=== EXERCISE BRIEF ===
Return the material word for word. Do not include pictures.

· · · · · · ·

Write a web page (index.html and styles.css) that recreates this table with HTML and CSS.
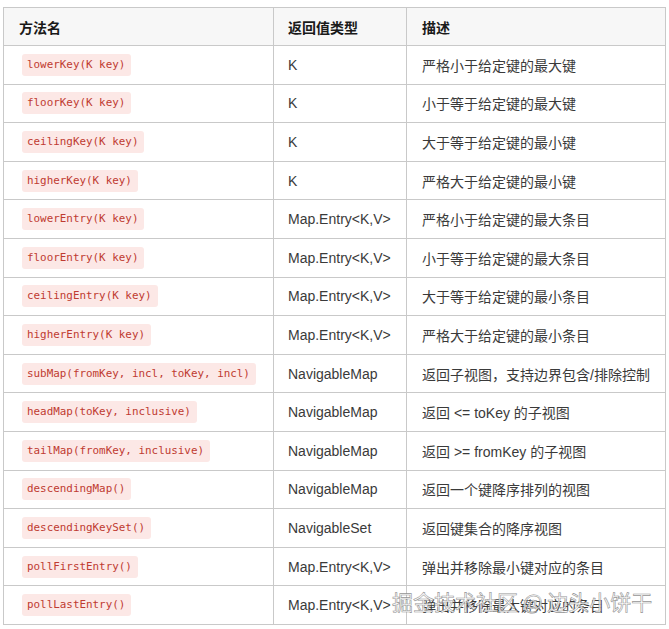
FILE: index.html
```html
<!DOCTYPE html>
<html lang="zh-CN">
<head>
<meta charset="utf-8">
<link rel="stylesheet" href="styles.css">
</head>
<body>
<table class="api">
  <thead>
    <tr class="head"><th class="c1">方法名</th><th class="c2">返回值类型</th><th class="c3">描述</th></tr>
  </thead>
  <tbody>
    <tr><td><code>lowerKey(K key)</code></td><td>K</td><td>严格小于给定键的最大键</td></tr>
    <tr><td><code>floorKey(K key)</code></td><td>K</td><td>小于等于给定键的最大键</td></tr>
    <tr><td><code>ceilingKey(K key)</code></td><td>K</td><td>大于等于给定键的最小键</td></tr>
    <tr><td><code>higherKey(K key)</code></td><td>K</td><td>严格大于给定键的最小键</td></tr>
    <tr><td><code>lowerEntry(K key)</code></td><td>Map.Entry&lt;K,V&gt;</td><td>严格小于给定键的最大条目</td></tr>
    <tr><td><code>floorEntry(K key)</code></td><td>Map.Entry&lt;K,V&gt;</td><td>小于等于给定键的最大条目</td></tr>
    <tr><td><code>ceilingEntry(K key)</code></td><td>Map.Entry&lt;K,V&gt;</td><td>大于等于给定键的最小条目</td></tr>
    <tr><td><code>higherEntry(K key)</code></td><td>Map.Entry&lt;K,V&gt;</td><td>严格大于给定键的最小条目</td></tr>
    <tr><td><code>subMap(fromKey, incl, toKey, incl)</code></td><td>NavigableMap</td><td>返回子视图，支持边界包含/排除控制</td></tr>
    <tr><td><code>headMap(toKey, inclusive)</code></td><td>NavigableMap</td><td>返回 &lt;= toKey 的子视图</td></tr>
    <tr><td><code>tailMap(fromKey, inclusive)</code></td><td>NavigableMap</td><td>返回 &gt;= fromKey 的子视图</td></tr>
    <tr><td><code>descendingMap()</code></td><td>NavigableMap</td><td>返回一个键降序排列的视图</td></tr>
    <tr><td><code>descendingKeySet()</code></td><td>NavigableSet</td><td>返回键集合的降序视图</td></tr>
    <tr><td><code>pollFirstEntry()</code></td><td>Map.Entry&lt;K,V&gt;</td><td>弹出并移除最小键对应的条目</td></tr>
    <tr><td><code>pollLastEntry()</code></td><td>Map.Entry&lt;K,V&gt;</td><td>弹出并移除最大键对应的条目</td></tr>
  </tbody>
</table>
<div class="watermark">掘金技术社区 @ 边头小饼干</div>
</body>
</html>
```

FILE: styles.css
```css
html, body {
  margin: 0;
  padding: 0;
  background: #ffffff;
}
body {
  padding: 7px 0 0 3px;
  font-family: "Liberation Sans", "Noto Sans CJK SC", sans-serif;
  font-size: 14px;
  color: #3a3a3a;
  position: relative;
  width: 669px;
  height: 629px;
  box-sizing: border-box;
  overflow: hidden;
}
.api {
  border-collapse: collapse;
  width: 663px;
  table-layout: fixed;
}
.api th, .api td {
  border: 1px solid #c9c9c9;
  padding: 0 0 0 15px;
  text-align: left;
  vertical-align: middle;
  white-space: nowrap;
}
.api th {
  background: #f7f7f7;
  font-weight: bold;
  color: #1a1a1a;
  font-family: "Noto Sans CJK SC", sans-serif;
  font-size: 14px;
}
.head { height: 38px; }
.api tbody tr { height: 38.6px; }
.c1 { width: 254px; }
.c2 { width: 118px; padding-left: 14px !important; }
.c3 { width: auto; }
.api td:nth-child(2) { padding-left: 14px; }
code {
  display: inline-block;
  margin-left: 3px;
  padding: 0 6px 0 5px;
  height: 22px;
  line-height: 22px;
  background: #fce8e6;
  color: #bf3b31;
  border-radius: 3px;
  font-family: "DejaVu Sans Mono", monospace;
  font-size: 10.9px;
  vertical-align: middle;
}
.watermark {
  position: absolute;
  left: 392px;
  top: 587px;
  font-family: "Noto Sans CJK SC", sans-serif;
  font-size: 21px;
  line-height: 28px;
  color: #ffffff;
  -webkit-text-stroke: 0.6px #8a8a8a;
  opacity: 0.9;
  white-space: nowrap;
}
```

· · · · · · ·

=== THE OUTPUT ===
Write a web page (index.html and styles.css) that recreates this table with HTML and CSS.
FILE: index.html
```html
<!DOCTYPE html>
<html lang="zh-CN">
<head>
<meta charset="utf-8">
<link rel="stylesheet" href="styles.css">
</head>
<body>
<table class="api">
  <thead>
    <tr class="head"><th class="c1">方法名</th><th class="c2">返回值类型</th><th class="c3">描述</th></tr>
  </thead>
  <tbody>
    <tr><td><code>lowerKey(K key)</code></td><td>K</td><td>严格小于给定键的最大键</td></tr>
    <tr><td><code>floorKey(K key)</code></td><td>K</td><td>小于等于给定键的最大键</td></tr>
    <tr><td><code>ceilingKey(K key)</code></td><td>K</td><td>大于等于给定键的最小键</td></tr>
    <tr><td><code>higherKey(K key)</code></td><td>K</td><td>严格大于给定键的最小键</td></tr>
    <tr><td><code>lowerEntry(K key)</code></td><td>Map.Entry&lt;K,V&gt;</td><td>严格小于给定键的最大条目</td></tr>
    <tr><td><code>floorEntry(K key)</code></td><td>Map.Entry&lt;K,V&gt;</td><td>小于等于给定键的最大条目</td></tr>
    <tr><td><code>ceilingEntry(K key)</code></td><td>Map.Entry&lt;K,V&gt;</td><td>大于等于给定键的最小条目</td></tr>
    <tr><td><code>higherEntry(K key)</code></td><td>Map.Entry&lt;K,V&gt;</td><td>严格大于给定键的最小条目</td></tr>
    <tr><td><code>subMap(fromKey, incl, toKey, incl)</code></td><td>NavigableMap</td><td>返回子视图，支持边界包含/排除控制</td></tr>
    <tr><td><code>headMap(toKey, inclusive)</code></td><td>NavigableMap</td><td>返回 &lt;= toKey 的子视图</td></tr>
    <tr><td><code>tailMap(fromKey, inclusive)</code></td><td>NavigableMap</td><td>返回 &gt;= fromKey 的子视图</td></tr>
    <tr><td><code>descendingMap()</code></td><td>NavigableMap</td><td>返回一个键降序排列的视图</td></tr>
    <tr><td><code>descendingKeySet()</code></td><td>NavigableSet</td><td>返回键集合的降序视图</td></tr>
    <tr><td><code>pollFirstEntry()</code></td><td>Map.Entry&lt;K,V&gt;</td><td>弹出并移除最小键对应的条目</td></tr>
    <tr><td><code>pollLastEntry()</code></td><td>Map.Entry&lt;K,V&gt;</td><td>弹出并移除最大键对应的条目</td></tr>
  </tbody>
</table>
<div class="watermark">掘金技术社区 @ 边头小饼干</div>
</body>
</html>
```

FILE: styles.css
```css
html, body {
  margin: 0;
  padding: 0;
  background: #ffffff;
}
body {
  padding: 7px 0 0 3px;
  font-family: "Liberation Sans", "Noto Sans CJK SC", sans-serif;
  font-size: 14px;
  color: #3a3a3a;
  position: relative;
  width: 669px;
  height: 629px;
  box-sizing: border-box;
  overflow: hidden;
}
.api {
  border-collapse: collapse;
  width: 663px;
  table-layout: fixed;
}
.api th, .api td {
  border: 1px solid #c9c9c9;
  padding: 0 0 0 15px;
  text-align: left;
  vertical-align: middle;
  white-space: nowrap;
}
.api th {
  background: #f7f7f7;
  font-weight: bold;
  color: #1a1a1a;
  font-family: "Noto Sans CJK SC", sans-serif;
  font-size: 14px;
}
.head { height: 38px; }
.api tbody tr { height: 38.6px; }
.c1 { width: 254px; }
.c2 { width: 118px; padding-left: 14px !important; }
.c3 { width: auto; }
.api td:nth-child(2) { padding-left: 14px; }
code {
  display: inline-block;
  margin-left: 3px;
  padding: 0 6px 0 5px;
  height: 22px;
  line-height: 22px;
  background: #fce8e6;
  color: #bf3b31;
  border-radius: 3px;
  font-family: "DejaVu Sans Mono", monospace;
  font-size: 10.9px;
  vertical-align: middle;
}
.watermark {
  position: absolute;
  left: 392px;
  top: 587px;
  font-family: "Noto Sans CJK SC", sans-serif;
  font-size: 21px;
  line-height: 28px;
  color: #ffffff;
  -webkit-text-stroke: 0.6px #8a8a8a;
  opacity: 0.9;
  white-space: nowrap;
}
```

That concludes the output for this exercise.